Durch die mangelhafte Zustellung des Vollstreckungsbescheides war die Beklagte an der rechtzeitigen Einspruchseinlegung gehindert, die nunmehr nachgeholt wurde. Dies setzt jedoch eine Wiedereinsetzung in den vorigen Stand voraus. Der Wiedereinsetzungsantrag

muss innerhalb von zwei Wochen gestellt werden. Im vorliegenden Fall wurde der Antrag fast einen Monat nach Zustellung der Kopie des Vollstreckungsbescheids gestellt.

Das Gericht sieht die Wiedereinsetzungsfrist dennoch als gewahrt an, da diese erst mit dem Tag zu laufen beginnt, an dem die Partei die Versäumung der Rechtsmittelfrist erkannt hat oder hätte erkennen müssen. Da die Kopie des Vollstreckungsbescheides hier jedoch keine Rechtsmittelbelehrung enthielt, begann die Frist erst mit dem Tag der Beratung durch unsere Kanzlei zu laufen.

Aufgrund der mangelhaften Zustellung trat hier auch keine Hemmung der Verjährung ein, weshalb der Vollstreckungsbescheid aufgehoben und die Klage wegen Verjährung abgewiesen wurde.


Die Entscheidung des Amtsgerichts Hamburg-St.
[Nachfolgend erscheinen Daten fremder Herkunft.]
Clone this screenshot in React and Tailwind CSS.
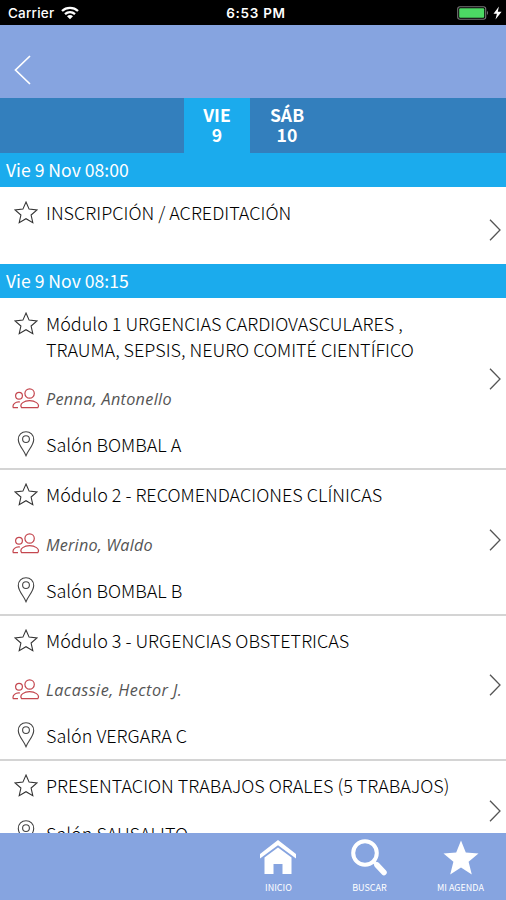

Georg zeigt die Komplexität juristischer Verfahren, insbesondere im Hinblick auf korrekte Zustellungsverfahren und die Wahrung von Verjährungsfristen. Die Zustellungsprobleme und die mögliche Verjährung des Anspruchs spielten eine entscheidende Rolle für den Ausgang des Verfahrens und unterstreichen die Wichtigkeit einer genauen Beachtung rechtlicher Details.